Replay Experience Buffer (PER)¶

class ai_traineree.buffers.per.PERBuffer(batch_size: int, buffer_size: int = 1000000, alpha=0.5, device=None, **kwargs)¶

Prioritized Experience Replay

A buffer that holds previously seen sets of transitions, or memories. Prioritization in the name means that each transition has some value (priority) which refers to the probability of sampling that transition. In short, the larger priority value the higher chances of sampling associated samples. Often these priority values are related to the error calculated when learning from that associated sample. In such cases, sampling from the buffer will more often provide values that are troublesome.

Based on “Prioritized Experience Replay” (2016) T. Shaul, J. Quan, I. Antonoglou, D. Silver. https://arxiv.org/pdf/1511.05952.pdf

__eq__(o: object) → bool¶: Return self==value.

__hash__ = None¶

__init__(batch_size: int, buffer_size: int = 1000000, alpha=0.5, device=None, **kwargs)¶

Parameters

batch_size (int) – Number of samples to return on sampling.
buffer_size (int) – Maximum number of samples to store. Default: 10^6.
alpha (float) – Optional (default: 0.5). Power factor for priorities making the sampling prob ~priority^alpha.
compress_state (bool) – Optional (default: False). Whether manage memory used by states. Useful when states are “large”. Improves memory usage but has a significant performance penalty.
seed (int) – Optional (default None). Set seed for the random number generator.

add(*, priority: float = 0, **kwargs)¶: Add samples to the buffer.

dump_buffer(serialize: bool = False) → Iterator[Dict[str, List]]¶: Return the whole buffer, e.g. for storing.

load_buffer(buffer: List[ai_traineree.types.experience.Experience])¶: Loads provided data into the buffer.

priority_update(indices: Sequence[int], priorities: List) → None¶: Updates prioprities for elements on provided indices.

reset_alpha(alpha: float)¶: Resets the alpha wegith (p^alpha)

sample(beta: float = 0.5) → Optional[Dict[str, List]]¶: Sample buffer for a set of experience.

Rollout Buffer¶

class ai_traineree.buffers.rollout.RolloutBuffer(batch_size: int, buffer_size=1000000, **kwargs)¶

__eq__(o: object) → bool¶: Return self==value.

__hash__ = None¶

__init__(batch_size: int, buffer_size=1000000, **kwargs)¶

A buffer that keeps and returns data in order. Commonly used with on-policy methods such as PPO.

Parameters

batch_size (int) – Maximum number of samples to return in each batch.
buffer_size (int) – Number of samples to store in the buffer.

Keyword Arguments

compress_state (bool) – Default False. Whether to manage memory used by states. Useful when states are “large” and frequently visited. Typical use case is dealing with images.

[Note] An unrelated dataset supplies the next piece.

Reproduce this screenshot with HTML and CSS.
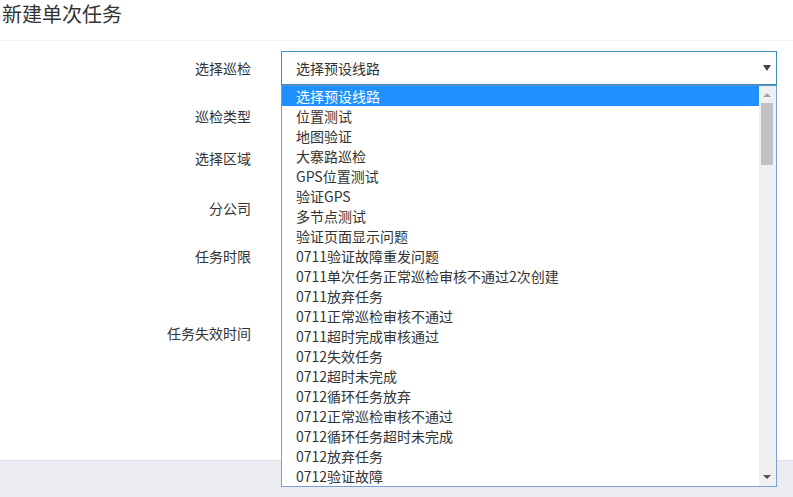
FILE: index.html
```html
<!DOCTYPE html>
<html lang="zh-CN">
<head>
    <meta charset="UTF-8">
    <meta name="viewport" content="width=device-width, initial-scale=1.0">
    <title>新建单次任务</title>
    <link rel="stylesheet" href="styles.css">
</head>
<body>
    <div class="page">
        <div class="page-header">
            <h1 class="page-title">新建单次任务</h1>
        </div>
        <div class="page-body">
            <div class="form-row row-1">
                <label class="form-label">选择巡检</label>
                <div class="form-control">
                    <div class="select-box">
                        <span class="select-text">选择预设线路</span>
                        <span class="select-arrow"></span>
                    </div>
                    <div class="dropdown">
                        <ul class="dropdown-list">
                            <li class="active">选择预设线路</li>
                            <li>位置测试</li>
                            <li>地图验证</li>
                            <li>大寨路巡检</li>
                            <li>GPS位置测试</li>
                            <li>验证GPS</li>
                            <li>多节点测试</li>
                            <li>验证页面显示问题</li>
                            <li>0711验证故障重发问题</li>
                            <li>0711单次任务正常巡检审核不通过2次创建</li>
                            <li>0711放弃任务</li>
                            <li>0711正常巡检审核不通过</li>
                            <li>0711超时完成审核通过</li>
                            <li>0712失效任务</li>
                            <li>0712超时未完成</li>
                            <li>0712循环任务放弃</li>
                            <li>0712正常巡检审核不通过</li>
                            <li>0712循环任务超时未完成</li>
                            <li>0712放弃任务</li>
                            <li>0712验证故障</li>
                        </ul>
                        <div class="scrollbar">
                            <span class="scroll-up"></span>
                            <span class="scroll-thumb"></span>
                            <span class="scroll-down"></span>
                        </div>
                    </div>
                </div>
            </div>
            <div class="form-row row-2">
                <label class="form-label">巡检类型</label>
            </div>
            <div class="form-row row-3">
                <label class="form-label">选择区域</label>
            </div>
            <div class="form-row row-4">
                <label class="form-label">分公司</label>
            </div>
            <div class="form-row row-5">
                <label class="form-label">任务时限</label>
            </div>
            <div class="form-row row-6">
                <label class="form-label">任务失效时间</label>
            </div>
        </div>
        <div class="page-footer"></div>
    </div>
</body>
</html>
```

FILE: styles.css
```css
* {
    margin: 0;
    padding: 0;
    box-sizing: border-box;
}
html, body {
    width: 100%;
    height: 100%;
    font-family: "Noto Sans CJK SC", "Noto Sans", sans-serif;
    color: #333;
    background-color: #fff;
    overflow: hidden;
}
.page {
    display: flex;
    flex-direction: column;
    height: 100%;
}
.page-header {
    height: 41px;
    border-bottom: 1px solid #f0f0f0;
    padding-left: 2px;
}
.page-title {
    font-size: 20px;
    font-weight: normal;
    line-height: 28px;
    color: #333;
}
.page-body {
    height: 419px;
    padding-top: 10px;
}
.page-footer {
    flex: 1;
    background-color: #ebedf2;
    border-top: 1px solid #dfe1e6;
}
.form-row {
    display: flex;
    align-items: flex-start;
}
.row-1 { height: 48px; }
.row-2 { height: 42px; }
.row-3 { height: 50px; }
.row-4 { height: 48px; }
.row-5 { height: 77px; }
.row-6 { height: 40px; }
.form-label {
    width: 251px;
    padding-top: 7px;
    font-size: 14px;
    line-height: 20px;
    text-align: right;
    color: #333;
}
.form-control {
    position: relative;
    margin-left: 30px;
    width: 496px;
}
.select-box {
    display: flex;
    align-items: center;
    height: 34px;
    border: 1px solid #3c8dbc;
    padding-left: 14px;
    padding-right: 5px;
    font-size: 14px;
    background-color: #fff;
}
.select-text {
    flex: 1;
    line-height: 20px;
}
.select-arrow {
    width: 0;
    height: 0;
    border-left: 4px solid transparent;
    border-right: 4px solid transparent;
    border-top: 6px solid #444;
}
.dropdown {
    position: absolute;
    top: 34px;
    left: 0;
    width: 496px;
    height: 402px;
    display: flex;
    border: 1px solid #7a9ed8;
    border-top-color: #5b93c8;
    background-color: #fff;
    z-index: 10;
}
.dropdown-list {
    flex: 1;
    list-style: none;
    overflow: hidden;
}
.dropdown-list li {
    height: 20px;
    line-height: 20px;
    padding-left: 14px;
    font-size: 14px;
    color: #333;
    white-space: nowrap;
}
.dropdown-list li.active {
    background-color: #1e90ff;
    color: #fff;
}
.scrollbar {
    position: relative;
    width: 17px;
    background-color: #f0f0f0;
}
.scroll-up {
    position: absolute;
    top: 7px;
    left: 4px;
    border-left: 4px solid transparent;
    border-right: 4px solid transparent;
    border-bottom: 4px solid #a3a3a3;
}
.scroll-thumb {
    position: absolute;
    top: 17px;
    left: 2px;
    width: 12px;
    height: 62px;
    background-color: #c1c1c1;
}
.scroll-down {
    position: absolute;
    bottom: 7px;
    left: 4px;
    border-left: 4px solid transparent;
    border-right: 4px solid transparent;
    border-top: 4px solid #505050;
}
```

add(**kwargs)¶: Add samples to the buffer.

dump_buffer(serialize: bool = False) → Iterator[Dict[str, List]]¶: Return the whole buffer, e.g. for storing.

load_buffer(buffer: List[ai_traineree.types.experience.Experience])¶: Loads provided data into the buffer.

sample(batch_size: Optional[int] = None) → Iterator[Dict[str, list]]¶

Samples the whole buffer. Iterates all gathered data. Note that sampling doesn’t clear the buffer.

Returns: A generator that iterates over all rolled-out samples.